Are Spanish companies legally required to implement ERM?
A comprehensive ERM framework is not universally mandatory for all Spanish companies, but regulatory requirements effectively mandate it for specific sectors. Listed companies must disclose their risk management systems under CNMV requirements. Insurance companies must conduct an ORSA (Own Risk and Solvency Assessment) under Solvencia II. Banks implement ERM through their Pillar 2 ICAAP process. Companies relying on the criminal compliance defence under LO 1/2015 must also demonstrate systematic risk identification and mitigation.
What is the difference between risk appetite and risk tolerance in ERM?
Risk appetite is the broad-based level of risk an organisation is willing to accept in pursuit of its strategic objectives — a board-level statement about how much risk is acceptable across the whole enterprise. Risk tolerance is the acceptable variation in performance relative to a specific objective — the tactical boundaries within which operating divisions work.
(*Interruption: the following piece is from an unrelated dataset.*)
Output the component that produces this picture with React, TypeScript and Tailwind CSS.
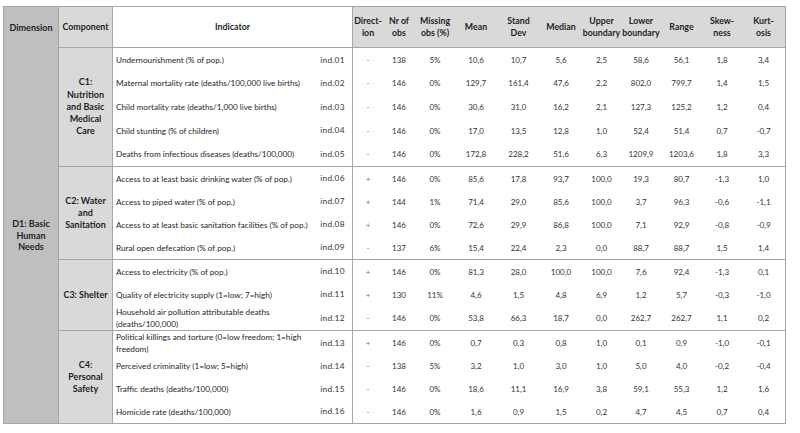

Risk appetite is set top-down by the board; risk tolerances cascade down to business units and should be quantified where possible.
How should a Spanish SME start implementing ERM?
For a mid-sized Spanish company implementing ERM for the first time, a practical approach starts with a board mandate establishing ERM as a priority, followed by facilitated workshops with the leadership team to build a risk inventory of 25–50 significant risks. These are documented in a risk register with owners, likelihood and impact scores, and existing controls. The top 10–15 priority risks are then assigned response plans. Quarterly board reporting completes the basic cycle.
How does ERM relate to criminal compliance requirements in Spain?
Spain's Criminal Code reform (LO 1/2015) enables companies to defend against corporate criminal liability by demonstrating an effective compliance programme. The Spanish Criminal Compliance standard (UNE 19601) explicitly requires a risk-based approach: the company must identify criminal risks, assess their probability and potential impact, and implement controls to mitigate them. This makes ERM methodology directly applicable to criminal compliance in Spain.